I just started watching on this scene where she ends up just slightly falling for the seemingly awkward (but rather cute and clearly well-matched in terms of wit) chemist Sparks played by William Fichtner, and you can really feel her loneliness and ache and fear about the potential new relationship. It has a whole Austen-esque industrial complex romantic quality. Her ex-husband was physically abusive and it’s only been a year since she’s left him and escaped with her kids, so this is a whole pile of problems that she can’t quite wrap her head around, but yet. Yet. The yet that is compelling in so much of the creative work that I find meaningful. I feel like the chemistry is…well, palpable. In that environment surrounded by men who see her as nothing to them or might be interested in her physically but have nothing to offer that mind like a steel trap. How addictive badinage can be – how much trouble. And so, incredibly gingerly, she lets that romance begin. Even though she comments several times that she feels like she’s risking too much, she lets herself go out there into the deeper waters.

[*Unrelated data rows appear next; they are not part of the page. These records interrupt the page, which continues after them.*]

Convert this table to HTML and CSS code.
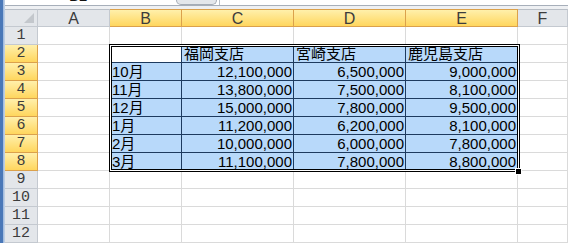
FILE: index.html
```html
<!DOCTYPE html>
<html lang="ja">
<head>
  <meta charset="UTF-8">
  <title>支店別売上</title>
  <link rel="stylesheet" href="styles.css">
</head>
<body>
<div class="window">
  <div class="edge"></div>
  <div class="main">
    <!-- 名前ボックスと数式バーの下端 -->
    <div class="bar">
      <div class="namebox"><span>B2</span></div>
      <div class="grip"></div>
      <div class="formula"></div>
    </div>

    <div class="sheet">
      <div class="hd corner"></div>
      <div class="hd">A</div>
      <div class="hd sel">B</div>
      <div class="hd sel">C</div>
      <div class="hd sel">D</div>
      <div class="hd sel">E</div>
      <div class="hd">F</div>

      <div class="rh">1</div>
      <div class="c"></div><div class="c"></div><div class="c"></div><div class="c"></div><div class="c"></div><div class="c"></div>

      <div class="rh sel">2</div>
      <div class="c"></div>
      <div class="c t active"></div>
      <div class="c t s">福岡支店</div>
      <div class="c t s">宮崎支店</div>
      <div class="c t s">鹿児島支店</div>
      <div class="c"></div>

      <div class="rh sel">3</div>
      <div class="c"></div>
      <div class="c t s">10月</div>
      <div class="c t s n">12,100,000</div>
      <div class="c t s n">6,500,000</div>
      <div class="c t s n">9,000,000</div>
      <div class="c"></div>

      <div class="rh sel">4</div>
      <div class="c"></div>
      <div class="c t s">11月</div>
      <div class="c t s n">13,800,000</div>
      <div class="c t s n">7,500,000</div>
      <div class="c t s n">8,100,000</div>
      <div class="c"></div>

      <div class="rh sel">5</div>
      <div class="c"></div>
      <div class="c t s">12月</div>
      <div class="c t s n">15,000,000</div>
      <div class="c t s n">7,800,000</div>
      <div class="c t s n">9,500,000</div>
      <div class="c"></div>

      <div class="rh sel">6</div>
      <div class="c"></div>
      <div class="c t s">1月</div>
      <div class="c t s n">11,200,000</div>
      <div class="c t s n">6,200,000</div>
      <div class="c t s n">8,100,000</div>
      <div class="c"></div>

      <div class="rh sel">7</div>
      <div class="c"></div>
      <div class="c t s">2月</div>
      <div class="c t s n">10,000,000</div>
      <div class="c t s n">6,000,000</div>
      <div class="c t s n">7,800,000</div>
      <div class="c"></div>

      <div class="rh sel">8</div>
      <div class="c"></div>
      <div class="c t s">3月</div>
      <div class="c t s n">11,100,000</div>
      <div class="c t s n">7,800,000</div>
      <div class="c t s n">8,800,000</div>
      <div class="c"></div>

      <div class="rh">9</div>
      <div class="c"></div><div class="c"></div><div class="c"></div><div class="c"></div><div class="c"></div><div class="c"></div>
      <div class="rh">10</div>
      <div class="c"></div><div class="c"></div><div class="c"></div><div class="c"></div><div class="c"></div><div class="c"></div>
      <div class="rh">11</div>
      <div class="c"></div><div class="c"></div><div class="c"></div><div class="c"></div><div class="c"></div><div class="c"></div>
      <div class="rh">12</div>
      <div class="c"></div><div class="c"></div><div class="c"></div><div class="c"></div><div class="c"></div><div class="c"></div>

      <!-- 選択範囲の枠とフィルハンドル -->
      <div class="frame"></div>
      <div class="handle"></div>
    </div>
  </div>
</div>
</body>
</html>
```

FILE: styles.css
```css
html, body {
  margin: 0;
  background: #fff;
}

.window {
  display: flex;
  width: 568px;
  height: 243px;
  overflow: hidden;
  font-family: "Liberation Sans", "Noto Sans CJK JP", sans-serif;
}

.edge {
  width: 5px;
  flex: none;
  background: linear-gradient(to right, #4a78b8 0, #4a78b8 3px, #9ab6dc 3px, #c9d6e6 5px);
}

.main {
  flex: 1;
}

/* 上の帯 */
.bar {
  display: flex;
  height: 6px;
  border-bottom: 3px solid #eef0f3;
  box-shadow: inset 0 -1px 0 #a7afba;
}

.namebox {
  width: 170px;
  height: 5px;
  overflow: hidden;
  background: #fff;
}

.namebox span {
  display: block;
  margin: -12px 0 0 64px;
  font-size: 15px;
  line-height: 16px;
  color: #111;
}

.grip {
  width: 41px;
  height: 5px;
  margin-left: 1px;
  background: #e4e7eb;
  border: 1px solid #a5acb6;
  border-top: none;
  border-radius: 0 0 6px 6px;
  box-sizing: border-box;
}

.formula {
  flex: 1;
  height: 5px;
  margin-left: 2px;
  border-left: 1px solid #b9c0c9;
  background: #fff;
}

/* シート */
.sheet {
  position: relative;
  display: grid;
  grid-template-columns: 33px 72px 72px 112px 112px 112px 50px;
  grid-auto-rows: 18px;
  font-size: 15px;
  line-height: 17px;
}

.hd, .rh {
  box-sizing: border-box;
  background: #e3e6ea;
  border-right: 1px solid #c4c9d0;
  border-bottom: 1px solid #c4c9d0;
  color: #3c3c3c;
  text-align: center;
  font-family: "Liberation Mono", monospace;
  font-size: 15px;
}

.hd {
  border-top: 1px solid #b8bec6;
  font-family: "Liberation Sans", sans-serif;
  font-size: 16px;
}

.hd.sel, .rh.sel {
  background: linear-gradient(#fff0ab, #ffd65e);
  border-color: #dba14c;
}

.corner {
  position: relative;
}

.corner::after {
  content: "";
  position: absolute;
  right: 3px;
  bottom: 3px;
  border-left: 10px solid transparent;
  border-bottom: 10px solid #c3c7cc;
}

.c {
  box-sizing: border-box;
  border-right: 1px solid #dadada;
  border-bottom: 1px solid #dadada;
  padding: 0 2px;
  white-space: nowrap;
  color: #000;
}

.c.t {
  border-color: #1d3a5e;
}

.c.s {
  background: #b8d9fa;
}

.c.n {
  text-align: right;
  padding-right: 1px;
}

.frame {
  position: absolute;
  left: 104px;
  top: 35px;
  width: 411px;
  height: 128px;
  border: 1px solid #000;
  box-sizing: border-box;
  box-shadow: inset 0 0 0 1px #fff, inset 0 0 0 2px #000;
  pointer-events: none;
}

.handle {
  position: absolute;
  left: 510px;
  top: 159px;
  width: 5px;
  height: 5px;
  background: #000;
  border: 1px solid #fff;
}
```
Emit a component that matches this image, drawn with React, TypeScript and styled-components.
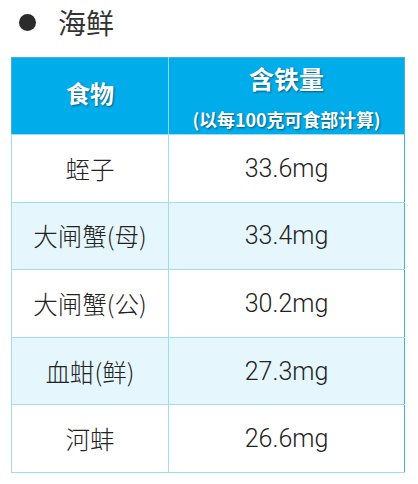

There’s more to watch (and you can on Hulu), but obviously, this romance doesn’t last until the show’s over so I’m watching these scenes as a shipper who knows her ship’s the Titanic. This is obviously a healing situation for Grace, and somehow, on some level, I see the lessons in it for me. It’s stupid, it’s selfish, it’s risky, but there’s something real and emotional and alive in her that needs to be seen. That needs to connect and feel love. Something that all her shame and frustration and fury and fear and even that incredible wit can’t talk its way around.
The show could also be so venal and flat-footed and dumb about the messages it was sharing, but I watch the arc progress and feel so certain that she deserves the light, the open space, the parts of herself that he seems to illuminate. It seems so obvious to me.
I’ll be sad for her when she breaks up with him for good (or he with her as will inevitably occur) and wish that somehow they could have pulled a Parks and Rec – Ben and Leslie situation and just seen what they had was good and found a way to write it into the show. I suppose in the first season that her single-momness was seen to be of primary importance and a dude who loved her and gave her cassettes he taped of Aaron Copland music wasn’t going to make for good TV.
Still.
…not sure I was intending to write so long about that. I suppose it could be worse and I could have rifled off a few hundred words about Barabbas which I endured on Sunday for the first time. I just need to make my brain work by generating words. By experiencing and connecting to tangible things because living half in outer space frankly scares me a bit, someone might come along with scissors and I won’t be able to come back.
Steps: making an omelet out of the Easter ham I was too sick to have yesterday. Putting on some Aaron Copland music. Loading the dishwasher. Having my fill of gerund-centered sentence fragments. Another hot bath. Glaring inwardly at the fist my stomach has made. Worrying about my grandfather in the hospital with pneumonia again, though it seems he’s already progressing. Thinking maybe that’s just wishful thinking. Watching more Grace Under Fire.